Zepchnięcie telewizyjnych reklam piwa na późne godziny wieczorne, wprowadzenie obowiązku umieszczania na butelkach informacji o składzie i wartości kalorycznej alkoholu, a także umożliwienie gminom zakazywania w drodze uchwał sprzedaży nocnej w sklepach monopolowych – to najważniejsze założenia nowelizacji przygotowanej przez Ministerstwo Zdrowia. Ma ona pomóc w walce z alkoholizmem w Polsce.
Jak piją Polacy?
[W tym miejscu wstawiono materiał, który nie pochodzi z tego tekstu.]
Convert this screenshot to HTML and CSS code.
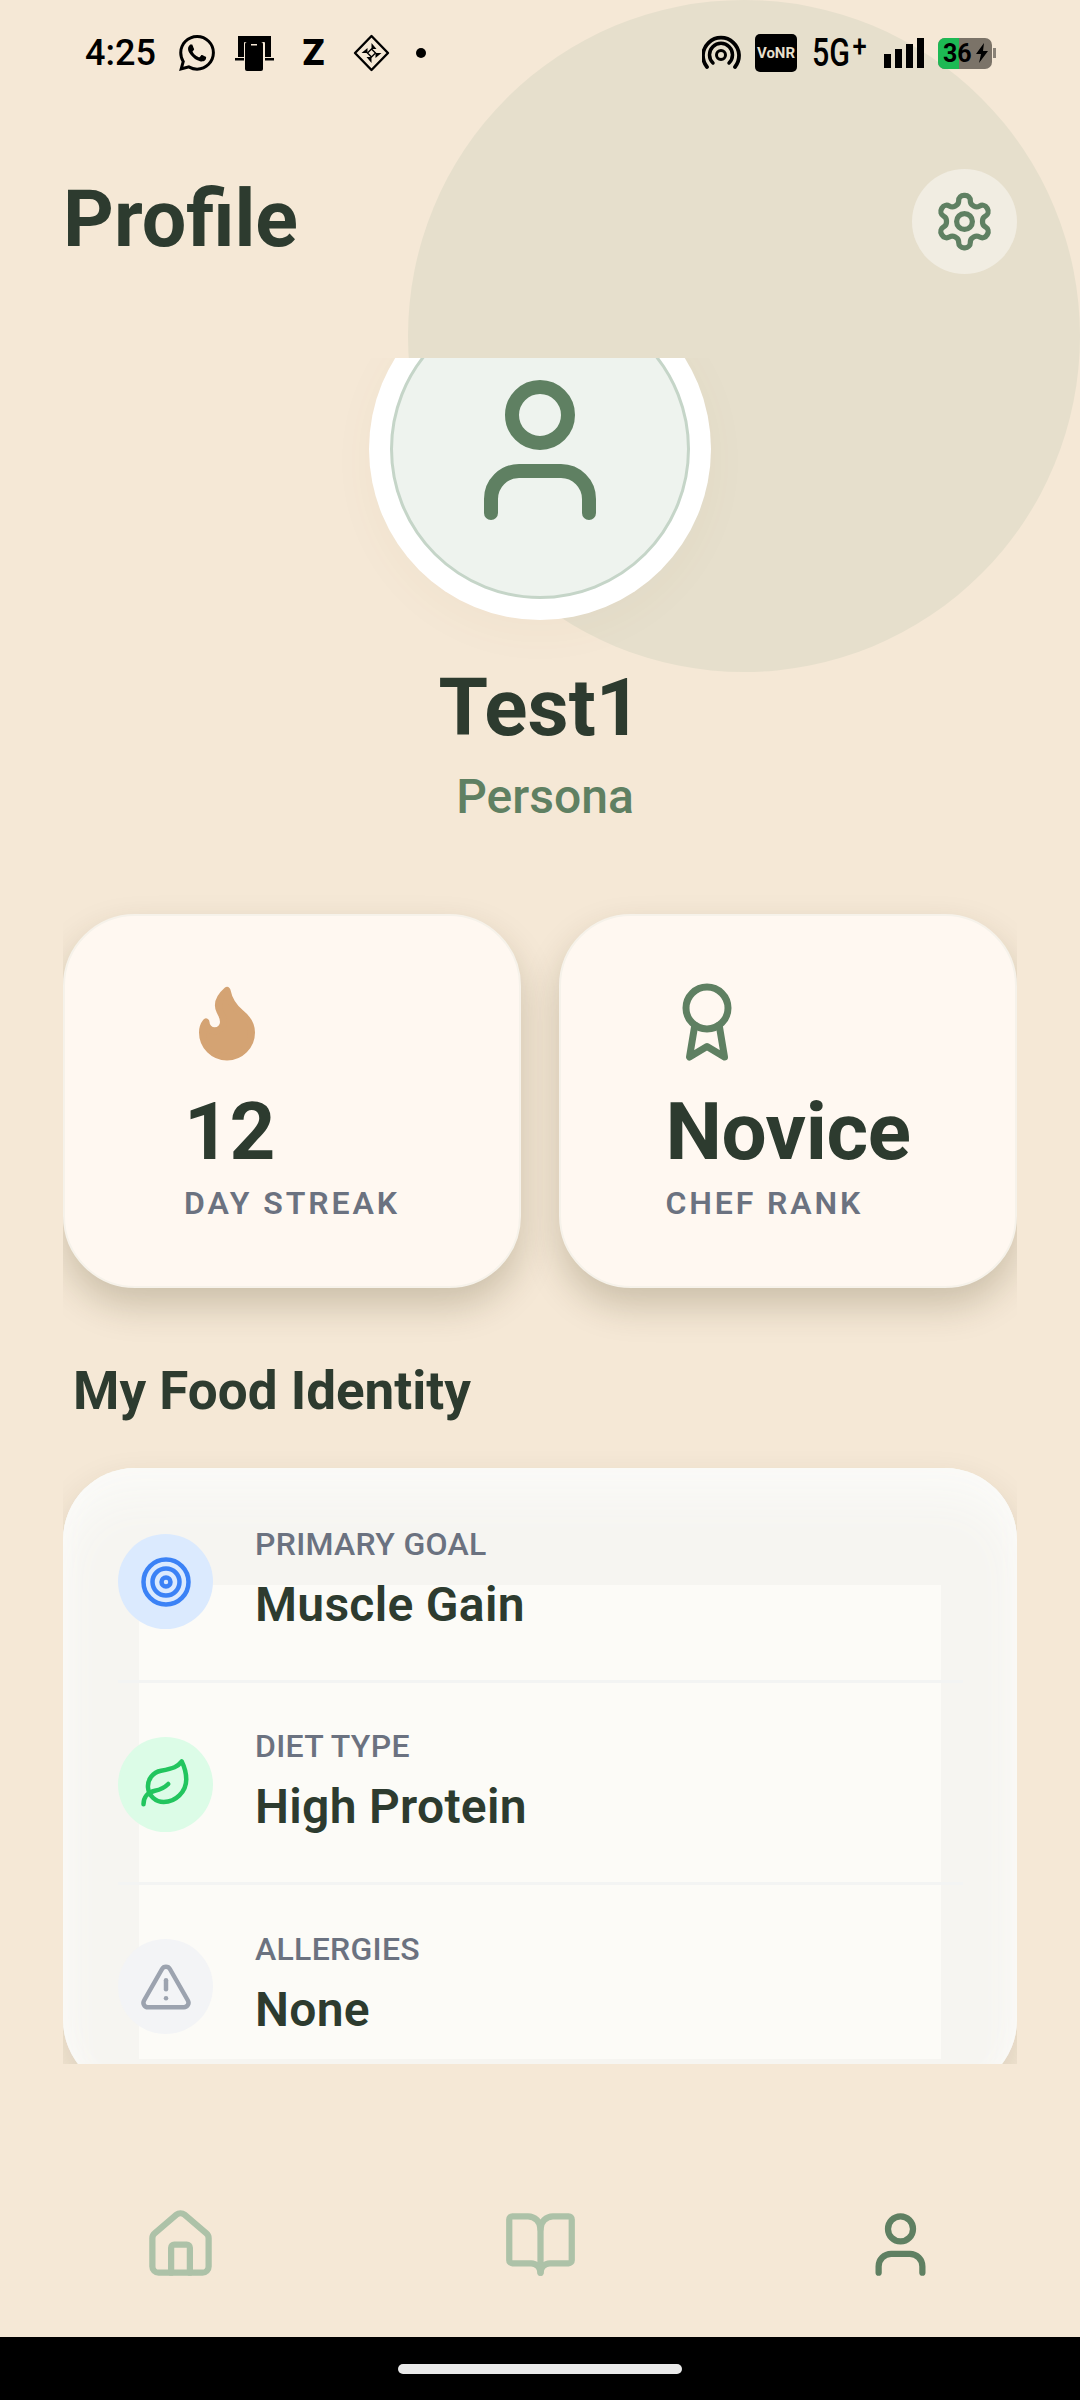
FILE: index.html
```html
<!DOCTYPE html>
<html lang="en">
<head>
<meta charset="UTF-8" />
<title>Profile</title>
<link rel="stylesheet" href="styles.css">
</head>
<body>
<div class="screen">
	<div class="blob"></div>

	<div class="status">
		<span class="time">4:25</span>
		<svg class="st-wa" width="36" height="36" viewBox="0 0 24 24" fill="#000"><path d="M17.472 14.382c-.297-.149-1.758-.867-2.03-.967-.273-.099-.471-.148-.67.15-.197.297-.767.966-.94 1.164-.173.199-.347.223-.644.075-.297-.15-1.255-.463-2.39-1.475-.883-.788-1.48-1.761-1.653-2.059-.173-.297-.018-.458.13-.606.134-.133.298-.347.446-.52.149-.174.198-.298.298-.497.099-.198.05-.371-.025-.52-.075-.149-.669-1.612-.916-2.207-.242-.579-.487-.5-.669-.51-.173-.008-.371-.01-.57-.01-.198 0-.52.074-.792.372-.272.297-1.04 1.016-1.04 2.479 0 1.462 1.065 2.875 1.213 3.074.149.198 2.096 3.2 5.077 4.487.709.306 1.262.489 1.694.625.712.227 1.36.195 1.871.118.571-.085 1.758-.719 2.006-1.413.248-.694.248-1.289.173-1.413-.074-.124-.272-.198-.57-.347m-5.421 7.403h-.004a9.87 9.87 0 01-5.031-1.378l-.361-.214-3.741.982.998-3.648-.235-.374a9.86 9.86 0 01-1.51-5.26c.001-5.45 4.436-9.884 9.888-9.884 2.64 0 5.122 1.03 6.988 2.898a9.825 9.825 0 012.893 6.994c-.003 5.45-4.437 9.884-9.885 9.884m8.413-18.297A11.815 11.815 0 0012.05 0C5.495 0 .16 5.335.157 11.892c0 2.096.547 4.142 1.588 5.945L.057 24l6.305-1.654a11.882 11.882 0 005.683 1.448h.005c6.554 0 11.89-5.335 11.893-11.893a11.821 11.821 0 00-3.48-8.413Z"/></svg>
		<svg class="st-phone" width="39" height="36" viewBox="0 0 39 36"><path d="M3 1h33v21h-6V8a1 1 0 0 0-1-1H10a1 1 0 0 0-1 1v14H3z" fill="#000"/><rect x="0" y="23" width="9" height="2.5" fill="#000"/><rect x="30" y="23" width="9" height="2.5" fill="#000"/><rect x="10" y="7" width="18" height="29" rx="2" fill="#000"/><rect x="16" y="9" width="6" height="1.5" fill="#f5e8d6"/></svg>
		<span class="st-z">Z</span>
		<svg class="st-diamond" width="37" height="38" viewBox="0 0 37 38"><path d="M18.5 2 35 19 18.5 36 2 19Z" fill="none" stroke="#000" stroke-width="2.4" stroke-linejoin="round"/><path d="M18.5 9l5 6h-5zM8.500 19l6-5v5zM28.500 19l-6 5v-5zM18.500 29l-5-6h5z" fill="#000"/><path d="M18.500 15l4 4-4 4-4-4z" fill="none" stroke="#000" stroke-width="1.400"/></svg>
		<span class="st-dot"></span>

		<svg class="st-hotspot" width="39" height="34" viewBox="0 0 39 34" fill="none" stroke="#000" stroke-linecap="round"><circle cx="19" cy="20" r="4.500" stroke-width="3"/><path d="M11 28a11.500 11.500 0 1 1 16 0" stroke-width="3.500"/><path d="M5 32a18 18 0 1 1 28 0" stroke-width="3.800"/></svg>
		<span class="st-vonr">VoNR</span>
		<span class="st-5g">5G<sup>+</sup></span>
		<span class="st-signal"><i class="b1"></i><i class="b2"></i><i class="b3"></i><i class="b4"></i></span>
		<span class="st-batt">
			<span class="batt-fill"></span>
			<span class="batt-num">36</span>
			<svg class="batt-bolt" width="14" height="20" viewBox="0 0 14 20" fill="#000"><path d="M9 0 1 11h5l-2 9 9-12H8z"/></svg>
		</span>
		<span class="batt-nub"></span>
	</div>

	<div class="header">
		<h1 class="title">Profile</h1>
		<div class="settings">
			<svg class="ic" width="63" height="63" viewBox="0 0 24 24"><path d="M12.220 2h-.44a2 2 0 0 0-2 2v.18a2 2 0 0 1-1 1.730l-.43.25a2 2 0 0 1-2 0l-.15-.08a2 2 0 0 0-2.730.73l-.22.38a2 2 0 0 0 .73 2.730l.15.1a2 2 0 0 1 1 1.720v.51a2 2 0 0 1-1 1.740l-.15.09a2 2 0 0 0-.73 2.730l.22.38a2 2 0 0 0 2.730.73l.15-.08a2 2 0 0 1 2 0l.43.25a2 2 0 0 1 1 1.730V20a2 2 0 0 0 2 2h.44a2 2 0 0 0 2-2v-.18a2 2 0 0 1 1-1.730l.43-.25a2 2 0 0 1 2 0l.15.08a2 2 0 0 0 2.730-.73l.22-.39a2 2 0 0 0-.73-2.730l-.15-.08a2 2 0 0 1-1-1.740v-.5a2 2 0 0 1 1-1.740l.15-.09a2 2 0 0 0 .73-2.730l-.22-.38a2 2 0 0 0-2.730-.73l-.15.08a2 2 0 0 1-2 0l-.43-.25a2 2 0 0 1-1-1.730V4a2 2 0 0 0-2-2z"/><circle cx="12" cy="12" r="3"/></svg>
		</div>
	</div>

	<div class="scroll">
		<div class="avatar">
			<div class="avatar-in">
				<svg class="ic" width="168" height="168" viewBox="0 0 24 24"><path d="M19 21v-2a4 4 0 0 0-4-4H9a4 4 0 0 0-4 4v2"/><circle cx="12" cy="7" r="4"/></svg>
			</div>
		</div>
		<div class="name">Test1</div>
		<div class="role">Persona</div>

		<div class="stats">
			<div class="stat">
				<div class="stat-body">
					<svg class="stat-ic flame" width="84" height="84" viewBox="0 0 24 24"><path d="M8.500 14.500A2.500 2.500 0 0 0 11 12c0-1.380-.5-2-1-3-1.072-2.143-.224-4.054 2-6 .5 2.500 2 4.900 4 6.500 2 1.600 3 3.500 3 5.500a7 7 0 1 1-14 0c0-1.153.433-2.294 1-3a2.500 2.500 0 0 0 2.500 2.500z"/></svg>
					<div class="stat-num">12</div>
					<div class="stat-label">DAY STREAK</div>
				</div>
			</div>
			<div class="stat">
				<div class="stat-body">
					<svg class="stat-ic ic" width="84" height="84" viewBox="0 0 24 24"><path d="M15.477 12.890 17 22l-5-3-5 3 1.523-9.110"/><circle cx="12" cy="8" r="6"/></svg>
					<div class="stat-num">Novice</div>
					<div class="stat-label">CHEF RANK</div>
				</div>
			</div>
		</div>

		<h2 class="section">My Food Identity</h2>

		<div class="list">
			<div class="row">
				<div class="badge blue">
					<svg width="54" height="54" viewBox="0 0 24 24"><circle cx="12" cy="12" r="10"/><circle cx="12" cy="12" r="6"/><circle cx="12" cy="12" r="2"/></svg>
				</div>
				<div class="row-text">
					<div class="row-label">PRIMARY GOAL</div>
					<div class="row-value">Muscle Gain</div>
				</div>
			</div>
			<div class="row">
				<div class="badge green">
					<svg width="54" height="54" viewBox="0 0 24 24"><path d="M11 20A7 7 0 0 1 9.800 6.100C15.500 5 17 4.480 19 2c1 2 2 4.180 2 8 0 5.500-4.780 10-10 10Z"/><path d="M2 21c0-3 1.850-5.360 5.080-6C9.500 14.520 12 13 13 12"/></svg>
				</div>
				<div class="row-text">
					<div class="row-label">DIET TYPE</div>
					<div class="row-value">High Protein</div>
				</div>
			</div>
			<div class="row last">
				<div class="badge grey">
					<svg width="54" height="54" viewBox="0 0 24 24"><path d="m21.730 18-8-14a2 2 0 0 0-3.480 0l-8 14A2 2 0 0 0 4 21h16a2 2 0 0 0 1.730-3"/><path d="M12 9v4"/><path d="M12 17h.01"/></svg>
				</div>
				<div class="row-text">
					<div class="row-label">ALLERGIES</div>
					<div class="row-value">None</div>
				</div>
			</div>
		</div>
	</div>

	<div class="nav">
		<div class="nav-item off">
			<svg class="ic" width="75" height="75" viewBox="0 0 24 24"><path d="M15 21v-8a1 1 0 0 0-1-1h-4a1 1 0 0 0-1 1v8"/><path d="M3 10a2 2 0 0 1 .709-1.528l7-5.999a2 2 0 0 1 2.582 0l7 5.999A2 2 0 0 1 21 10v9a2 2 0 0 1-2 2H5a2 2 0 0 1-2-2z"/></svg>
		</div>
		<div class="nav-item off">
			<svg class="ic" width="75" height="75" viewBox="0 0 24 24"><path d="M12 7v14"/><path d="M3 18a1 1 0 0 1-1-1V4a1 1 0 0 1 1-1h5a4 4 0 0 1 4 4 4 4 0 0 1 4-4h5a1 1 0 0 1 1 1v13a1 1 0 0 1-1 1h-6a3 3 0 0 0-3 3 3 3 0 0 0-3-3z"/></svg>
		</div>
		<div class="nav-item">
			<svg class="ic" width="75" height="75" viewBox="0 0 24 24"><path d="M19 21v-2a4 4 0 0 0-4-4H9a4 4 0 0 0-4 4v2"/><circle cx="12" cy="7" r="4"/></svg>
		</div>
	</div>

	<div class="homebar"><span class="pill"></span></div>
</div>
</body>
</html>
```
FILE: styles.css
```css
* {
	box-sizing: border-box;
}
body {
	margin: 0;
	font-family: Roboto, "Liberation Sans", sans-serif;
	color: #2d3b2f;
}
.screen {
	position: relative;
	width: 1080px;
	height: 2400px;
	background-color: #f5e8d6;
	display: flex;
	flex-direction: column;
	overflow: hidden;
}
.blob {
	position: absolute;
	top: 0;
	right: 0;
	width: 672px;
	height: 672px;
	border-radius: 50%;
	background-color: #e6dfcc;
}
.ic {
	fill: none;
	stroke: #5f8062;
	stroke-width: 2;
	stroke-linecap: round;
	stroke-linejoin: round;
}

/* status bar */
.status {
	position: relative;
	height: 106px;
	padding-left: 85px;
	display: flex;
	align-items: center;
	color: #000;
}
.time {
	font-size: 36px;
	font-weight: 500;
	margin-right: 23px;
}
.st-phone {
	margin-left: 20px;
}
.st-z {
	margin-left: 28px;
	width: 23px;
	font-size: 36px;
	font-weight: 900;
	text-align: center;
}
.st-diamond {
	margin-left: 28px;
}
.st-dot {
	width: 10px;
	height: 10px;
	margin-left: 26px;
	border-radius: 50%;
	background-color: #000;
}
.st-hotspot {
	margin: -3px 0 0 auto;
}
.st-vonr {
	width: 42px;
	height: 38px;
	margin-left: 14px;
	border-radius: 5px;
	background-color: #000;
	color: #e6dfcc;
	font-size: 15px;
	font-weight: 700;
	line-height: 38px;
	text-align: center;
}
.st-5g {
	width: 56px;
	margin-left: 15px;
	font-size: 38px;
	font-weight: 500;
	white-space: nowrap;
	transform: scaleX(0.8);
	transform-origin: left center;
}
.st-5g sup {
	font-size: 32px;
	line-height: 0;
	vertical-align: 9px;
	margin-left: 3px;
}
.st-signal {
	height: 30px;
	margin-left: 16px;
	display: flex;
	align-items: flex-end;
	gap: 4px;
}
.st-signal i {
	width: 7px;
	background-color: #000;
}
.b1 { height: 14px; }
.b2 { height: 19px; }
.b3 { height: 24px; }
.b4 { height: 30px; }
.st-batt {
	position: relative;
	width: 54px;
	height: 31px;
	margin-left: 14px;
	border-radius: 7px;
	background-color: #7b7368;
	overflow: hidden;
	display: flex;
	align-items: center;
}
.batt-fill {
	position: absolute;
	left: 0;
	top: 0;
	bottom: 0;
	width: 21px;
	background-color: #1db954;
}
.batt-num {
	position: relative;
	margin-left: 5px;
	font-size: 25px;
	font-weight: 700;
	line-height: 31px;
}
.batt-bolt {
	position: relative;
	margin-left: 3px;
}
.batt-nub {
	width: 3px;
	height: 10px;
	margin: 0 84px 0 1px;
	background-color: #8a8378;
}

/* header */
.header {
	position: relative;
	padding: 63px 63px 84px;
	display: flex;
	justify-content: space-between;
	align-items: center;
}
.title {
	margin: 0 0 4px;
	font-size: 79px;
	font-weight: 700;
	line-height: 93px;
}
.settings {
	width: 105px;
	height: 105px;
	border-radius: 50%;
	background-color: #f1ede2;
	display: flex;
	align-items: center;
	justify-content: center;
}

/* scrolling area, it cuts off the avatar and the card shadows */
.scroll {
	position: relative;
	height: 1706px;
	margin: 0 63px;
	overflow: hidden;
	display: flex;
	flex-direction: column;
	align-items: center;
	flex-shrink: 0;
}
.avatar {
	width: 342px;
	height: 342px;
	margin-top: -80px;
	flex-shrink: 0;
	border-radius: 50%;
	background-color: #fff;
	padding: 21px;
	box-shadow: 0 12px 45px rgba(120, 100, 60, 0.04);
}
.avatar-in {
	width: 300px;
	height: 300px;
	padding-top: 2px;
	border-radius: 50%;
	background-color: #eef3ee;
	border: 3px solid #c5d5c8;
	display: flex;
	align-items: center;
	justify-content: center;
}
.name {
	margin-top: 41px;
	font-size: 80px;
	font-weight: 700;
	line-height: 94px;
}
.role {
	margin-top: 14px;
	padding-left: 10px;
	font-size: 48px;
	font-weight: 500;
	line-height: 56px;
	color: #5f8062;
}

.stats {
	width: 100%;
	margin-top: 89px;
	display: flex;
	gap: 38px;
	flex-shrink: 0;
}
.stat {
	flex: 1;
	height: 374px;
	border-radius: 72px;
	background-color: #fff8f1;
	border: 2px solid #f6f2ea;
	box-shadow: 0 18px 36px rgba(60, 50, 15, 0.22);
	display: flex;
	align-items: center;
	justify-content: center;
}
.stat-ic {
	display: block;
}
.flame {
	fill: #d4a373;
	stroke: #d4a373;
	stroke-width: 2;
	stroke-linejoin: round;
	margin-left: 1px;
}
.stat-num {
	margin-top: 21px;
	font-size: 80px;
	font-weight: 700;
	line-height: 94px;
	letter-spacing: -0.4px;
}
.stat-label {
	margin-top: 5px;
	font-size: 32px;
	font-weight: 600;
	line-height: 38px;
	letter-spacing: 2.9px;
	color: #6b7280;
}

.section {
	width: 100%;
	margin: 72px 0 46px;
	padding-left: 10px;
	font-size: 53px;
	font-weight: 700;
	line-height: 62px;
}

.list {
	position: relative;
	width: 100%;
	height: 624px;
	flex-shrink: 0;
	padding: 12px 54px 0 55px;
	border-radius: 72px;
	background-color: #f6f5f1;
	box-shadow: 0 16px 36px rgba(60, 50, 15, 0.14), inset 0 0 24px #fbfaf8, inset 0 30px 40px #fafaf7;
}
.list::before {
	content: "";
	position: absolute;
	left: 76px;
	right: 76px;
	top: 117px;
	bottom: 33px;
	background-color: #fcfbf7;
}
.row {
	position: relative;
	height: 202.5px;
	padding-top: 4px;
	display: flex;
	align-items: center;
	gap: 42px;
	border-bottom: 3px solid #f3f4f3;
}
.row.last {
	border-bottom-color: transparent;
}
.badge {
	width: 95px;
	height: 95px;
	flex-shrink: 0;
	border-radius: 50%;
	display: flex;
	align-items: center;
	justify-content: center;
}
.badge svg {
	fill: none;
	stroke-width: 2;
	stroke-linecap: round;
	stroke-linejoin: round;
}
.blue { background-color: #dbeafe; }
.blue svg { stroke: #3b82f6; }
.green { background-color: #dcfce7; }
.green svg { stroke: #22c55e; }
.grey { background-color: #f3f4f6; }
.grey svg { stroke: #9ca3af; }
.row-text {
	margin-bottom: 5px;
}
.row-label {
	font-size: 32px;
	font-weight: 500;
	line-height: 37px;
	letter-spacing: 0.3px;
	color: #6b7280;
}
.row-value {
	margin-top: 14px;
	font-size: 48px;
	font-weight: 600;
	line-height: 56px;
	letter-spacing: 0.3px;
}

/* bottom nav */
.nav {
	position: relative;
	flex: 1;
	padding-top: 143px;
	display: flex;
}
.nav-item {
	flex: 1;
	display: flex;
	justify-content: center;
}
.off svg {
	stroke: #adc2a8;
}
.homebar {
	height: 63px;
	background-color: #000;
	display: flex;
	align-items: center;
	justify-content: center;
}
.pill {
	width: 284px;
	height: 10px;
	border-radius: 5px;
	background-color: #eaeaea;
}
```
Według danych za 2015 r. przeciętny Polak spożył 9,41 l czystego alkoholu. Choć są kraje, w których pije się więcej, np. Litwa, Czechy i Rumunia, zdaniem Światowej Organizacji Zdrowia Polska jest w pierwszej piątce państw europejskich o szacowanym największym wzroście spożycia.
Na te dane powołuje się Ministerstwo Zdrowia w uzasadnieniu projektu, do którego dotarła „Rzeczpospolita”. „Corocznie z przyczyn bezpośrednio i pośrednio związanych z używaniem alkoholu umiera w Rzeczypospolitej Polskiej około 10 tys. osób” – pisze resort. Jako skutki picia wymienia m.in. choroby psychiczne, zaburzenia żołądkowo-jelitowe, nowotwory, choroby serca i dysfunkcje układu rozrodczego.
Czy nowelizacja pomoże w walce z pijaństwem? Terapeutka uzależnień dr Ewa Woydyłło-Osiatyńska twierdzi, że tak.
Zauważa, że Polska jest europejskim liderem, jeśli chodzi o gęstość miejsc sprzedaży alkoholu. – Można odnieść wrażenie, że jest u nas najwięcej aptek i właśnie sklepów monopolowych. Nie ułatwia to terapii. Od pacjentów słyszę, że po ukończeniu leczenia najtrudniejsze jest wyjście na miasto. Na każdym rogu jest reklama piwa, a w sklepach spożywczych alkohol stoi przy kasach – wyjaśnia.